Unions representing government workers stepped up their work sanctions in support of Israel Post Office employees, who are protesting an efficiency plan they say is likely to get many of them fired. On Sunday, Israel's courts were effectively closed until further notice, as court workers refused to accept petitions, complaints, and other paperwork from citizens.
In addition, workers at border crossings began preventing the transfer of packages and goods through Israel's eastern and northern borders. That work action mostly affects Palestinian Authority Arabs, who import and export goods via the bridge crossings into and out of Jordan.

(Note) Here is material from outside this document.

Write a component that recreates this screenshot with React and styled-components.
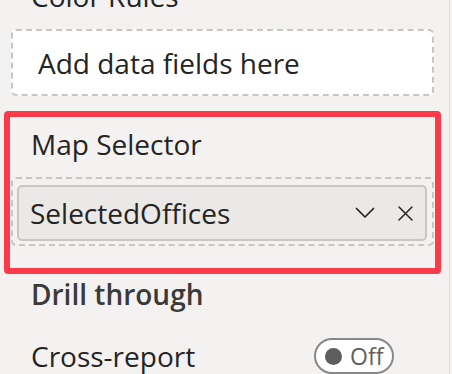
import React from "react";
import styled, { createGlobalStyle } from "styled-components";

const Global = createGlobalStyle`
  html, body { margin: 0; padding: 0; background: #f3f2f1; }
  body { width: 452px; height: 374px; overflow: hidden; }
  #root { height: 374px; }
`;

const Shell = styled.div`
  display: flex;
  width: 452px;
  height: 374px;
  overflow: hidden;
  background: #f3f2f1;
  font-family: "Open Sans", "Noto Sans", sans-serif;
  color: #252423;
`;

const Pane = styled.div`
  flex: 1;
  display: flex;
  flex-direction: column;
`;

const ScrollEdge = styled.div`
  width: 2px;
  border-left: 1px solid #e1dfdd;
  background: #f3f2f1;
`;

const Label = styled.div`
  font-size: 28px;
  line-height: 36px;
  height: 36px;
  padding-left: 31px;
  font-weight: ${(p) => (p.$bold ? 600 : 400)};
  color: ${(p) => (p.$bold ? "#3b3a39" : "#252423")};
  margin-top: ${(p) => p.$mt}px;
  white-space: nowrap;
`;

const DropZone = styled.div`
  box-sizing: border-box;
  margin: 15px 0 0 11px;
  width: 423px;
  height: 69px;
  border: 2px dashed #c8c6c4;
  border-radius: 5px;
  background: ${(p) => (p.$filled ? "transparent" : "#ffffff")};
  display: flex;
  align-items: ${(p) => (p.$filled ? "stretch" : "center")};
  padding: ${(p) => (p.$filled ? "6px 5px 3px 4px" : "0 0 0 25px")};
  font-size: 28px;
`;

const Highlighted = styled.div`
  position: relative;
  display: flex;
  flex-direction: column;
  margin-top: 30px;
  &::after {
    content: "";
    position: absolute;
    left: 4px;
    right: 8px;
    top: -15px;
    bottom: -28px;
    border: 6px solid #fd3a4a;
    border-radius: 4px;
    pointer-events: none;
  }
`;

const FieldPill = styled.div`
  flex: 1;
  box-sizing: border-box;
  display: flex;
  align-items: center;
  background: #ebe9e7;
  border: 2px solid #c8c6c4;
  border-radius: 5px;
  padding: 0 12px 0 11px;
  font-size: 28px;
`;

const PillText = styled.span`
  flex: 1;
  white-space: nowrap;
`;

const PillIcons = styled.div`
  display: flex;
  align-items: center;
  gap: 23px;
  color: #252423;
`;

const Row = styled.div`
  display: flex;
  align-items: center;
  justify-content: space-between;
  padding-right: 55px;
  margin-top: 26px;
`;

const Toggle = styled.div`
  box-sizing: border-box;
  width: 80px;
  height: 36px;
  border: 2px solid #8a8886;
  border-radius: 18px;
  background: #ffffff;
  display: flex;
  align-items: center;
  padding-left: 9px;
  gap: 8px;
`;

const Knob = styled.span`
  display: block;
  flex: 0 0 17px;
  width: 17px;
  height: 17px;
  border-radius: 50%;
  background: #605e5c;
`;

const ToggleText = styled.span`
  font-size: 23px;
  color: #605e5c;
  line-height: 1;
`;

const Chevron = () => (
  <svg width="20" height="12" viewBox="0 0 20 12" fill="none">
    <path d="M1.5 1.5 L10 10 L18.5 1.5" stroke="#252423" strokeWidth="1.7" strokeLinecap="round" strokeLinejoin="round" />
  </svg>
);

const Cross = () => (
  <svg width="15" height="15" viewBox="0 0 15 15" fill="none">
    <path d="M1 1 L14 14 M14 1 L1 14" stroke="#252423" strokeWidth="1.5" strokeLinecap="round" />
  </svg>
);

export default function App() {
  return (
    <>
      <Global />
      <Shell>
        <Pane>
          <Label $mt={-22}>Color Rules</Label>
          <DropZone>Add data fields here</DropZone>
          <Highlighted>
            <Label $mt={0}>Map Selector</Label>
            <DropZone $filled>
              <FieldPill>
                <PillText>SelectedOffices</PillText>
                <PillIcons>
                  <Chevron />
                  <Cross />
                </PillIcons>
              </FieldPill>
            </DropZone>
          </Highlighted>
          <Label $bold $mt={30}>Drill through</Label>
          <Row>
            <Label $mt={0}>Cross-report</Label>
            <Toggle>
              <Knob />
              <ToggleText>Off</ToggleText>
            </Toggle>
          </Row>
        </Pane>
        <ScrollEdge />
      </Shell>
    </>
  );
}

Meanwhile, sanctions that were begun last week continued on Sunday. Tax Authority offices were closed to the public, and Israelis who owe back taxes can only pay via credit card over the Internet (penalties and interest, of course, will apply to late payers, despite the lack of service).
Airports Authority workers held a wildcat strike Thursday morning that affected 58 departures and arrivals, with 8,000 passengers experiencing serious delays.
Meanwhile, post offices in most parts of the country are continuing their strike. The labor disputes surround demands by workers that none of their number be fired as part of an efficiency plan Post Office management says is necessary. The Treasury has said that it can give no such assurances, and that without the efficiency plan, the Post Office Corporation will go broke by the end of the year.